- _Exercise description_
Read the material below and tally how many lines hold the word "this", giving the number and nothing else.

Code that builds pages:

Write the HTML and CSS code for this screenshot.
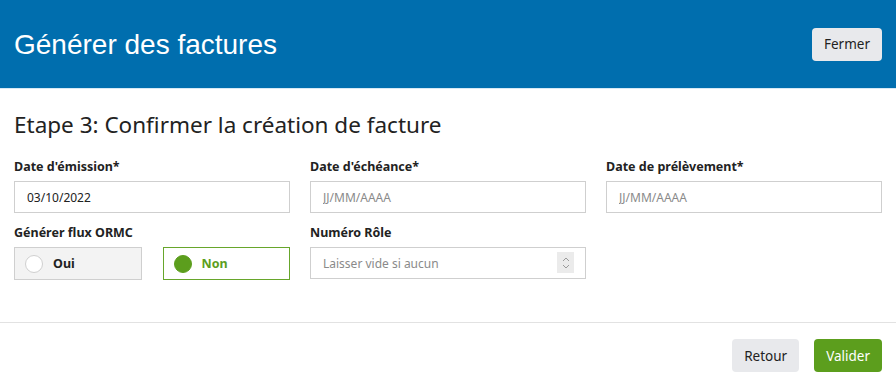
FILE: index.html
```html
<!DOCTYPE html>
<html lang="fr">
<head>
    <meta charset="UTF-8">
    <meta name="viewport" content="width=device-width, initial-scale=1.0">
    <title>Générer des factures</title>
    <link rel="stylesheet" href="styles.css">
</head>
<body>
    <div class="modal">
        <div class="modal-header">
            <h1>Générer des factures</h1>
            <button class="btn btn-light">Fermer</button>
        </div>

        <div class="modal-body">
            <h2>Etape 3: Confirmer la création de facture</h2>
            <div class="form-grid">
                <div class="field">
                    <label>Date d'émission*</label>
                    <input type="text" value="03/10/2022">
                </div>
                <div class="field">
                    <label>Date d'échéance*</label>
                    <input type="text" placeholder="JJ/MM/AAAA">
                </div>
                <div class="field">
                    <label>Date de prélèvement*</label>
                    <input type="text" placeholder="JJ/MM/AAAA">
                </div>
                <div class="field">
                    <label>Générer flux ORMC</label>
                    <div class="toggle-group">
                        <div class="toggle"><span class="dot"></span>Oui</div>
                        <div class="toggle toggle-on"><span class="dot"></span>Non</div>
                    </div>
                </div>
                <div class="field">
                    <label>Numéro Rôle</label>
                    <div class="number-input">
                        <input type="text" placeholder="Laisser vide si aucun">
                        <span class="spinner">
                            <svg width="10" height="16" viewBox="0 0 10 16">
                                <path d="M2 6 L5 3 L8 6" fill="none" stroke="#9a9a9a" stroke-width="1"/>
                                <path d="M2 10 L5 13 L8 10" fill="none" stroke="#9a9a9a" stroke-width="1"/>
                            </svg>
                        </span>
                    </div>
                </div>
            </div>
        </div>

        <div class="modal-footer">
            <button class="btn btn-light">Retour</button>
            <button class="btn btn-green">Valider</button>
        </div>
    </div>
</body>
</html>
```

FILE: styles.css
```css
* {
    margin: 0;
    padding: 0;
    box-sizing: border-box;
}

body {
    font-family: 'Noto Sans', 'Open Sans', sans-serif;
    color: #222;
    background: #fff;
}

.modal-header {
    height: 89px;
    background-color: #006eae;
    border-bottom: 1px solid #d6e9f5;
    display: flex;
    align-items: center;
    justify-content: space-between;
    padding: 0 14px 0 14px;
}

.modal-header h1 {
    font-family: 'Liberation Sans', Arial, sans-serif;
    font-weight: normal;
    font-size: 28px;
    color: #fff;
    margin-top: 1px;
}

.btn {
    font-family: 'Noto Sans', sans-serif;
    font-size: 13.5px;
    border: none;
    border-radius: 4px;
    height: 33px;
    padding: 0 12px;
    cursor: pointer;
}

.btn-light {
    background-color: #e8e9ec;
    color: #222;
}

.btn-green {
    background-color: #5c9e1d;
    color: #fff;
}

.modal-body {
    padding: 22px 14px 0 14px;
    height: 234px;
    border-bottom: 1px solid #e2e2e2;
}

.modal-body h2 {
    font-weight: normal;
    font-size: 22.5px;
    line-height: 28px;
    color: #222;
    margin-bottom: 19px;
}

.form-grid {
    display: grid;
    grid-template-columns: repeat(3, 1fr);
    column-gap: 20px;
    row-gap: 11px;
}

.field label {
    display: block;
    font-weight: bold;
    font-size: 12.5px;
    margin-bottom: 6px;
    height: 17px;
}

.field input {
    width: 100%;
    height: 32px;
    border: 1px solid #cfcfcf;
    padding: 0 12px;
    font-family: 'Noto Sans', sans-serif;
    font-size: 12px;
    color: #222;
    outline: none;
}

.field input::placeholder {
    color: #8a8a8a;
}

.toggle-group {
    display: flex;
    gap: 21px;
}

.toggle {
    flex: 1;
    height: 33px;
    box-shadow: inset 0 0 0 1px #cfcfcf;
    background-color: #f3f3f3;
    display: flex;
    align-items: center;
    padding-left: 11px;
    font-weight: bold;
    font-size: 12.5px;
}

.toggle .dot {
    width: 18px;
    height: 18px;
    border-radius: 50%;
    border: 1px solid #d0d0d0;
    background: #fff;
    margin-right: 10px;
}

.toggle-on {
    background-color: #fff;
    box-shadow: inset 0 0 0 1px #67a62b;
    color: #5c9e1d;
}

.toggle-on .dot {
    background-color: #5c9e1d;
    border-color: #5c9e1d;
}

.number-input {
    position: relative;
}

.spinner {
    position: absolute;
    right: 12px;
    top: 5px;
    width: 17px;
    height: 21px;
    background: #ebebeb;
    display: flex;
    align-items: center;
    justify-content: center;
}

.modal-footer {
    display: flex;
    justify-content: flex-end;
    gap: 15px;
    padding: 16px 14px 0 14px;
}
```
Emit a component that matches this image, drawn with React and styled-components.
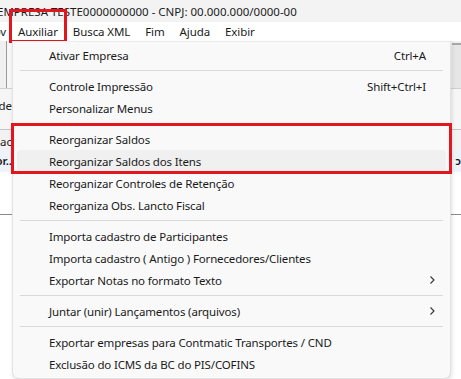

- _Correct result_
2